One of my goals, in the service of simplicity, is not to rely on dumped format
files. This means that prior to typesetting any document, JSBox must
initialize itself by reading in the source code for whatever format is desired.
I've published an eBook/app for iOS (called "Hilbert Curves") that uses the
JSBox library to typeset its simulated pages. At app launch, it reads in the
macros of "plain.tex" and of the "opmac.tex" markup macro library, and other
files, before executing the TeX source code for the 160-page book. All of this
takes a negligible amount of time from the user's perspective. One of my goals
now is to do something similar for a LaTeX document.
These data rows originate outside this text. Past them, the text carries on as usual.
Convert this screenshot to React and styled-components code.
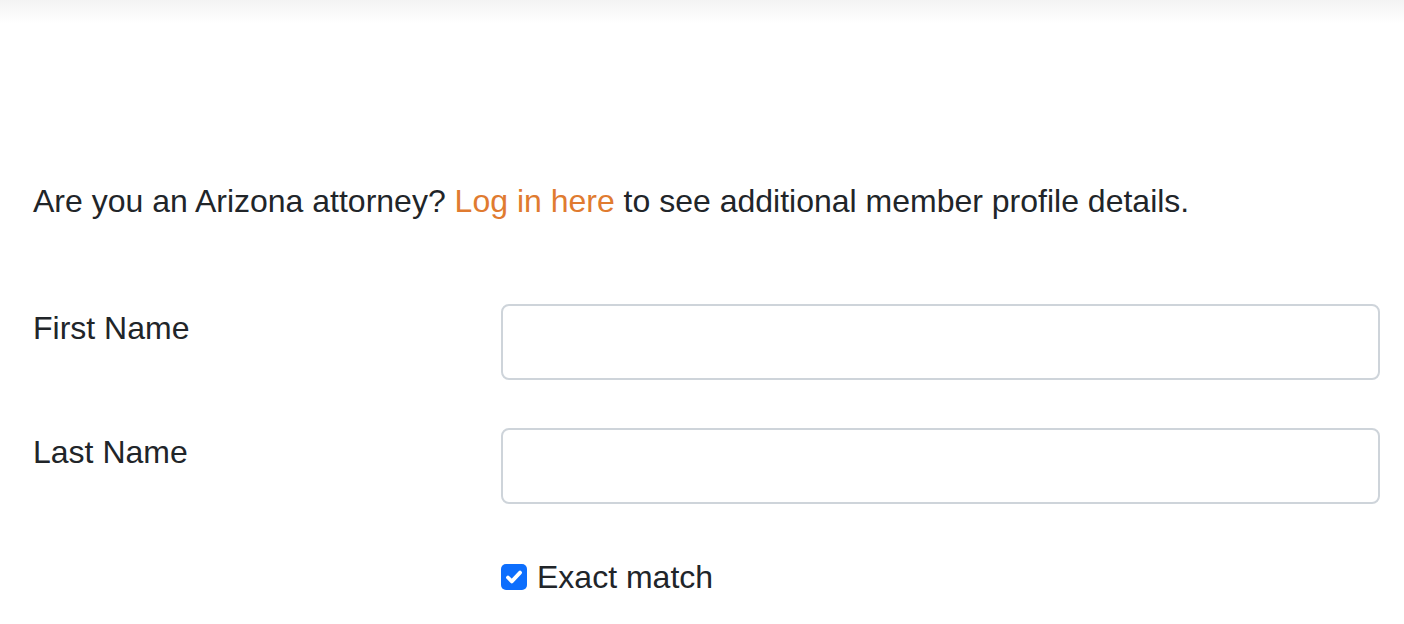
import React from 'react'
import styled, { createGlobalStyle } from 'styled-components'

const GlobalStyle = createGlobalStyle`
  * { box-sizing: border-box; }
  body {
    margin: 0;
    background: #fff;
    font-family: "Liberation Sans", Arial, sans-serif;
    color: #212529;
  }
`

const TopShade = styled.div`
  height: 24px;
  background: linear-gradient(to bottom, #f3f3f3, #ffffff);
`

const Page = styled.main`
  padding: 0 24px 0 33px;
  font-size: 32px;
  line-height: 48px;
`

const Intro = styled.p`
  margin: 153px 0 0;
`

const Link = styled.a`
  color: #e07b30;
  text-decoration: none;
`

const Form = styled.form`
  margin-top: 79px;
  display: grid;
  grid-template-columns: 468px 1fr;
  row-gap: 48px;
`

const Label = styled.label``

const Input = styled.input`
  height: 76px;
  width: 100%;
  border: 2px solid #ced4da;
  border-radius: 8px;
  font: inherit;
  padding: 0 24px;
  background: #fff;
`

const CheckRow = styled.label`
  grid-column: 2;
  margin-top: 1px;
  display: flex;
  align-items: center;
  gap: 10px;
`

const Box = styled.span`
  width: 26px;
  height: 26px;
  border-radius: 5px;
  background: #0d6efd;
  display: flex;
  align-items: center;
  justify-content: center;
`

export default function App() {
  return (
    <>
      <GlobalStyle />
      <TopShade />
      <Page>
        <Intro>
          Are you an Arizona attorney? <Link href="#">Log in here</Link> to see additional member profile details.
        </Intro>
        <Form>
          <Label htmlFor="first">First Name</Label>
          <Input id="first" type="text" />
          <Label htmlFor="last">Last Name</Label>
          <Input id="last" type="text" />
          <CheckRow>
            <Box>
              <svg width="22" height="22" viewBox="0 0 20 20" fill="none">
                <path d="M4.5 10.5l3.5 3.5 7.5-8" stroke="#fff" strokeWidth="3.4" strokeLinecap="round" strokeLinejoin="round" />
              </svg>
            </Box>
            Exact match
          </CheckRow>
        </Form>
      </Page>
    </>
  )
}
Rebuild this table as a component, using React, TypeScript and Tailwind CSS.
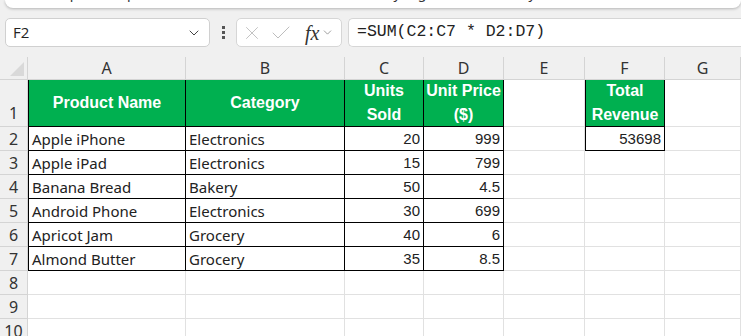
import { ChevronDown, X, Check } from "lucide-react";

const cols = ["A", "B", "C", "D", "E", "F", "G"];

const rows = [
  ["Apple iPhone", "Electronics", "20", "999"],
  ["Apple iPad", "Electronics", "15", "799"],
  ["Banana Bread", "Bakery", "50", "4.5"],
  ["Android Phone", "Electronics", "30", "699"],
  ["Apricot Jam", "Grocery", "40", "6"],
  ["Almond Butter", "Grocery", "35", "8.5"],
];

const cell = "border-r border-b border-[#e1e1e1] box-border";
const tbl = "border-r border-b border-black box-border";
const num = "font-['Liberation_Sans',sans-serif] text-right pr-[3px]";
const head =
  "bg-[#00b050] text-white font-bold font-['Liberation_Sans',sans-serif] text-[16px] flex items-center justify-center text-center leading-[24px] whitespace-nowrap";

export default function App() {
  return (
    <div className="w-[741px] h-[336px] overflow-hidden bg-[#f0f0f0] font-['Noto_Sans',sans-serif] text-[#222]">
      {/* bottom edge of the panel above */}
      <div className="ml-[5px] h-[8px] bg-white rounded-b-xl shadow-[0_1px_3px_rgba(0,0,0,0.25)] overflow-hidden">
        <div className="-mt-[16px] pl-[40px] text-[14px] leading-[18px] whitespace-nowrap text-[#333]">
          Output: sample_values, formula_results, and the array argument summary
        </div>
      </div>

      {/* formula bar */}
      <div className="flex items-center mt-[10px] h-[29px]">
        <div className="ml-[5px] w-[205px] h-full bg-white border border-[#d0d0d0] rounded-[5px] flex items-center justify-between pl-[7px] pr-[7px]">
          <span className="text-[15px] font-['Open_Sans',sans-serif] text-[#222]">F2</span>
          <ChevronDown size={16} strokeWidth={1.5} className="text-[#444]" />
        </div>
        <div className="w-[26px] flex flex-col items-center gap-[2px]">
          <span className="w-[3px] h-[3px] bg-[#555]" />
          <span className="w-[3px] h-[3px] bg-[#555]" />
          <span className="w-[3px] h-[3px] bg-[#555]" />
        </div>
        <div className="w-[106px] h-full bg-white border border-[#d6d6d6] rounded-[5px] flex items-center pl-[4px] gap-[6px]">
          <X size={22} strokeWidth={1} className="text-[#bdbdbd]" />
          <Check size={24} strokeWidth={1} className="text-[#bdbdbd]" />
          <div className="flex items-center ml-[6px]">
            <span className="font-['Liberation_Serif',serif] italic text-[20px] text-[#333] leading-none">fx</span>
            <ChevronDown size={13} strokeWidth={1.3} className="text-[#777] ml-[2px]" />
          </div>
        </div>
        <div className="ml-[6px] flex-1 h-full bg-white border border-[#d6d6d6] border-r-0 rounded-l-[5px] flex items-center pl-[8px]">
          <span className="font-['Liberation_Mono',monospace] text-[16.5px] text-[#222]">=SUM(C2:C7 * D2:D7)</span>
        </div>
      </div>

      {/* sheet */}
      <div className="mt-[10px] grid grid-cols-[28px_158px_159px_79px_80px_81px_80px_76px] grid-rows-[23px_47px_repeat(9,24px)] bg-white text-[15px]">
        {/* corner */}
        <div className="relative bg-[#f0f0f0] border-r border-b border-[#d4d4d4] box-border overflow-hidden">
          <div className="absolute right-[3px] bottom-[3px] w-0 h-0 border-l-[14px] border-l-transparent border-b-[14px] border-b-[#d9d9d9]" />
        </div>
        {cols.map((c) => (
          <div
            key={c}
            className="bg-[#f0f0f0] border-r border-b border-[#d4d4d4] box-border flex items-center justify-center text-[#333] text-[16px]"
          >
            {c}
          </div>
        ))}

        {/* row 1 */}
        <div className="bg-[#f0f0f0] border-r border-b border-[#d4d4d4] box-border flex items-end justify-center text-[#333] text-[16px] pb-[1px]">
          1
        </div>
        <div className={`${tbl} border-l ${head}`}>Product Name</div>
        <div className={`${tbl} ${head}`}>Category</div>
        <div className={`${tbl} ${head}`}>
          <span>Units<br />Sold</span>
        </div>
        <div className={`${tbl} ${head}`}>
          <span>Unit Price<br />($)</span>
        </div>
        <div className={cell} />
        <div className={`${tbl} border-l ${head}`}>
          <span>Total<br />Revenue</span>
        </div>
        <div className={cell} />

        {/* rows 2-7 */}
        {rows.map((r, ri) => (
          <Row key={ri} n={ri + 2} r={r} />
        ))}

        {/* rows 8-10 */}
        {[8, 9, 10].map((n) => (
          <Empty key={n} n={n} />
        ))}
      </div>
    </div>
  );
}

function RowHead({ n }: { n: number }) {
  return (
    <div className="bg-[#f0f0f0] border-r border-b border-[#d4d4d4] box-border flex items-center justify-center text-[#333] text-[16px]">
      {n}
    </div>
  );
}

function Row({ n, r }: { n: number; r: string[] }) {
  return (
    <>
      <RowHead n={n} />
      <div className={`${tbl} border-l flex items-end pl-[3px] leading-[22px]`}>{r[0]}</div>
      <div className={`${tbl} flex items-end pl-[3px] leading-[22px]`}>{r[1]}</div>
      <div className={`${tbl} ${num} flex items-end justify-end leading-[22px]`}>{r[2]}</div>
      <div className={`${tbl} ${num} flex items-end justify-end leading-[22px]`}>{r[3]}</div>
      <div className={cell} />
      {n === 2 ? (
        <div className={`${tbl} border-l ${num} flex items-end justify-end leading-[22px]`}>53698</div>
      ) : (
        <div className={cell} />
      )}
      <div className={cell} />
    </>
  );
}

function Empty({ n }: { n: number }) {
  return (
    <>
      <RowHead n={n} />
      {cols.map((c) => (
        <div key={c} className={cell} />
      ))}
    </>
  );
}
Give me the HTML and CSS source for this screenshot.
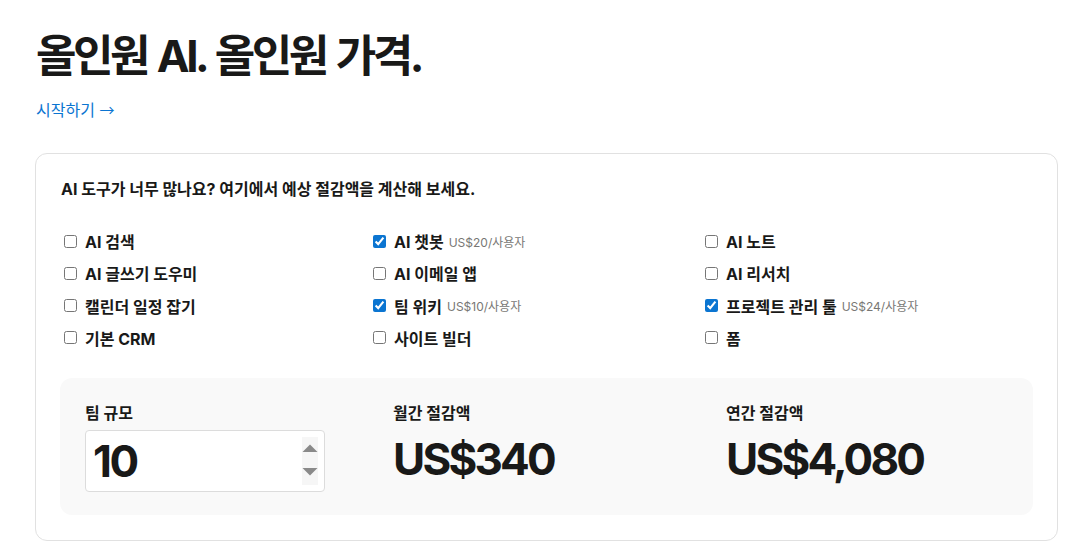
FILE: index.html
```html
<!DOCTYPE html>
<html lang="ko">
<head>
<meta charset="utf-8">
<title>올인원 AI. 올인원 가격.</title>
<link rel="stylesheet" href="styles.css">
</head>
<body>
<main class="page">
  <h1 class="title">올인원 AI. 올인원 가격.</h1>
  <a class="cta" href="#">시작하기 <span class="arrow">→</span></a>

  <section class="card">
    <h2 class="card-title">AI 도구가 너무 많나요? 여기에서 예상 절감액을 계산해 보세요.</h2>

    <div class="tools">
      <label class="tool"><input type="checkbox"><span class="name">AI 검색</span></label>
      <label class="tool"><input type="checkbox" checked><span class="name">AI 챗봇</span><span class="price">US$20/사용자</span></label>
      <label class="tool"><input type="checkbox"><span class="name">AI 노트</span></label>

      <label class="tool"><input type="checkbox"><span class="name">AI 글쓰기 도우미</span></label>
      <label class="tool"><input type="checkbox"><span class="name">AI 이메일 앱</span></label>
      <label class="tool"><input type="checkbox"><span class="name">AI 리서치</span></label>

      <label class="tool"><input type="checkbox"><span class="name">캘린더 일정 잡기</span></label>
      <label class="tool"><input type="checkbox" checked><span class="name">팀 위키</span><span class="price">US$10/사용자</span></label>
      <label class="tool"><input type="checkbox" checked><span class="name">프로젝트 관리 툴</span><span class="price">US$24/사용자</span></label>

      <label class="tool"><input type="checkbox"><span class="name">기본 CRM</span></label>
      <label class="tool"><input type="checkbox"><span class="name">사이트 빌더</span></label>
      <label class="tool"><input type="checkbox"><span class="name">폼</span></label>
    </div>

    <div class="panel">
      <div class="stat">
        <div class="stat-label">팀 규모</div>
        <div class="input">
          <span class="input-value">10</span>
          <span class="spinner">
            <svg width="16" height="48" viewBox="0 0 16 48">
              <polygon points="0.5,15 8,7.5 15.5,15" fill="#8a8a8a"/>
              <polygon points="0.5,31 15.5,31 8,38.5" fill="#8a8a8a"/>
            </svg>
          </span>
        </div>
      </div>
      <div class="stat">
        <div class="stat-label">월간 절감액</div>
        <div class="stat-value">US$340</div>
      </div>
      <div class="stat">
        <div class="stat-label">연간 절감액</div>
        <div class="stat-value">US$4,080</div>
      </div>
    </div>
  </section>
</main>
</body>
</html>
```

FILE: styles.css
```css
* { box-sizing: border-box; }

html, body {
  margin: 0;
  padding: 0;
  background: #ffffff;
}

body {
  font-family: Inter, "Noto Sans CJK KR", sans-serif;
  color: #191919;
}

.page {
  padding: 28px 29px 0 35px;
}

.title {
  margin: 0 0 0 1px;
  font-size: 44px;
  line-height: 56px;
  font-weight: 700;
  letter-spacing: -3.5px;
  word-spacing: 3px;
  color: #191918;
}

.cta {
  display: inline-block;
  margin: 14px 0 0 1px;
  font-size: 16px;
  line-height: 24px;
  color: #0b75d1;
  text-decoration: none;
}

.arrow {
  font-family: "Noto Sans CJK KR", sans-serif;
  font-size: 15px;
}

.card {
  margin-top: 31px;
  border: 1px solid #e1e1e1;
  border-radius: 12px;
  padding: 23px 24px 24px 24px;
  height: 388px;
}

.card-title {
  margin: 0 0 0 1px;
  font-size: 16px;
  line-height: 24px;
  font-weight: 700;
  color: #191918;
}

.tools {
  margin-top: 28px;
  display: grid;
  grid-template-columns: 309px 332px 1fr;
  row-gap: 8.3px;
  padding-left: 4px;
}

.tool {
  display: flex;
  align-items: center;
  height: 24px;
  font-size: 16px;
}

.tool input {
  width: 13px;
  height: 13px;
  margin: 0 8px 0 0;
  accent-color: #0b75d1;
}

.name {
  font-weight: 700;
  color: #191918;
}

.price {
  margin-left: 5px;
  font-size: 12px;
  color: #787774;
}

.panel {
  margin-top: 28px;
  background: #f9f9f9;
  border-radius: 12px;
  height: 137px;
  padding: 23px 25px;
  display: grid;
  grid-template-columns: 308px 333px 1fr;
}

.stat-label {
  font-size: 16px;
  line-height: 24px;
  font-weight: 700;
  color: #191918;
}

.input {
  margin-top: 5px;
  width: 240px;
  height: 62px;
  background: #ffffff;
  border: 1px solid #dcdcdc;
  border-radius: 4px;
  display: flex;
  align-items: center;
  justify-content: space-between;
  padding: 0 6px 0 7px;
}

.input-value {
  font-size: 44px;
  font-weight: 700;
  letter-spacing: -2.5px;
  color: #191918;
}

.spinner {
  display: flex;
  background: #f6f6f6;
  height: 48px;
  align-items: center;
}

.stat-value {
  margin-top: 3px;
  font-size: 44px;
  line-height: 62px;
  font-weight: 700;
  letter-spacing: -2.8px;
  color: #191918;
}
```
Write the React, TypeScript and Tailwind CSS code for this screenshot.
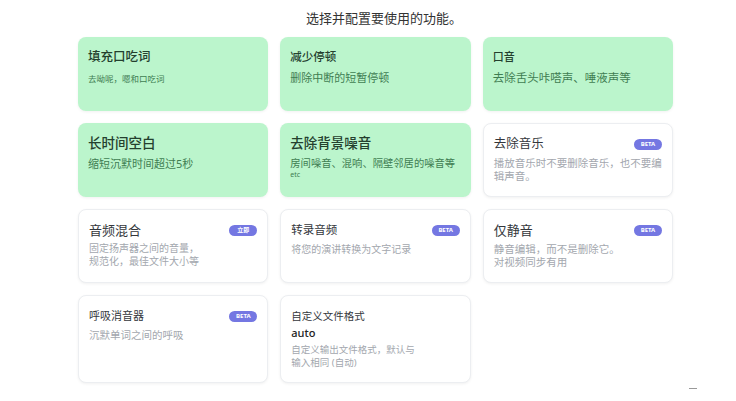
import React from "react";

type Card = {
  title: string;
  titleSize: string;
  desc: string[];
  descSize: string;
  green?: boolean;
  badge?: string;
  extra?: string;
  value?: string;
  tall?: boolean;
  gap?: string;
};

const cards: Card[] = [
  { title: "填充口吃词", titleSize: "text-[12.5px]", desc: ["去呦呢，嗯和口吃词"], descSize: "text-[8.5px]", green: true, gap: "mt-[5px]" },
  { title: "减少停顿", titleSize: "text-[11.5px]", desc: ["删除中断的短暂停顿"], descSize: "text-[11px]", green: true, gap: "mt-[4px]" },
  { title: "口音", titleSize: "text-[11px]", desc: ["去除舌头咔嗒声、唾液声等"], descSize: "text-[11.5px]", green: true, gap: "mt-[4px]" },
  { title: "长时间空白", titleSize: "text-[13.5px]", desc: ["缩短沉默时间超过5秒"], descSize: "text-[11px]", green: true, gap: "mt-[4px]" },
  { title: "去除背景噪音", titleSize: "text-[13.5px]", desc: ["房间噪音、混响、隔壁邻居的噪音等"], descSize: "text-[10.3px]", green: true, extra: "etc", gap: "mt-[4px]" },
  { title: "去除音乐", titleSize: "text-[12.5px]", desc: ["播放音乐时不要删除音乐，也不要编", "辑声音。"], descSize: "text-[10.5px]", badge: "BETA", gap: "mt-[3px]" },
  { title: "音频混合", titleSize: "text-[13px]", desc: ["固定扬声器之间的音量，", "规范化，最佳文件大小等"], descSize: "text-[10px]", badge: "立即", gap: "mt-[2px]" },
  { title: "转录音频", titleSize: "text-[11.5px]", desc: ["将您的演讲转换为文字记录"], descSize: "text-[10px]", badge: "BETA", gap: "mt-[3px]" },
  { title: "仅静音", titleSize: "text-[13px]", desc: ["静音编辑，而不是删除它。", "对视频同步有用"], descSize: "text-[10.5px]", badge: "BETA", gap: "mt-[3px]" },
  { title: "呼吸消音器", titleSize: "text-[11px]", desc: ["沉默单词之间的呼吸"], descSize: "text-[10.5px]", badge: "BETA", tall: true, gap: "mt-[3px]" },
  { title: "自定义文件格式", titleSize: "text-[10.5px]", desc: ["自定义输出文件格式，默认与", "输入相同 (自动)"], descSize: "text-[9.5px]", value: "auto", tall: true, gap: "mt-[4px]" },
];

function Badge({ text }: { text: string }) {
  return (
    <span className="flex h-[11px] w-[28px] shrink-0 items-center justify-center rounded-full bg-[#7477e2] text-[6px] font-bold leading-none text-white">
      {text}
    </span>
  );
}

function CardView({ c }: { c: Card }) {
  const base = c.green
    ? "bg-[#bbf5cc] shadow-[0_1px_3px_rgba(0,0,0,0.06)]"
    : "bg-white border border-[#eceef1] shadow-[0_1px_3px_rgba(0,0,0,0.06)]";
  return (
    <div className={`${base} rounded-[8px] px-[10px] pt-[10px] ${c.tall ? "h-[88px]" : "h-[74px]"}`}>
      <div className="flex items-center justify-between">
        <div className={`${c.titleSize} leading-[20px] ${c.green ? "font-medium text-[#24402e]" : "font-normal text-[#34373c]"}`}>
          {c.title}
        </div>
        {c.badge && <Badge text={c.badge} />}
      </div>
      {c.value && <div className="text-[11px] leading-[14px] font-medium text-[#222]">{c.value}</div>}
      <div className={`${c.gap} ${c.descSize} ${c.value ? "leading-[12.5px]" : "leading-[13px]"} ${c.green ? "text-[#3f7d52]" : "text-[#a3a7ae]"}`}>
        {c.desc.map((d, i) => (
          <div key={i}>{d}</div>
        ))}
      </div>
      {c.extra && <div className="text-[7px] leading-[9px] text-[#3f7d52]">{c.extra}</div>}
    </div>
  );
}

export default function App() {
  return (
    <div
      className="relative h-[401px] w-[736px] overflow-hidden bg-white"
      style={{ fontFamily: '"Noto Sans", "Noto Sans CJK SC", sans-serif' }}
    >
      <div className="pl-[32px] pt-[8px] text-center text-[13px] leading-[20px] text-[#333]">选择并配置要使用的功能。</div>
      <div className="ml-[78px] mt-[9px] grid w-[595px] grid-cols-3 items-start gap-x-[12px] gap-y-[12px]">
        {cards.map((c, i) => (
          <CardView key={i} c={c} />
        ))}
      </div>
      <div className="absolute left-[689px] top-[388px] h-[1px] w-[8px] bg-[#999]" />
    </div>
  );
}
But LaTeX's source code is of course several orders of magnitude more complex
and longer than is plain's and opmac's. I've been working on initializing a
LaTeX typesetting job, simply by reading in "latex.ini". For what it's worth,
JSBox (configured to record statistics) reports that this parse of "latex.ini"
results in:
7863 macro definitions or re-definitions
(basically a count of all calls to \def, \edef, etc.).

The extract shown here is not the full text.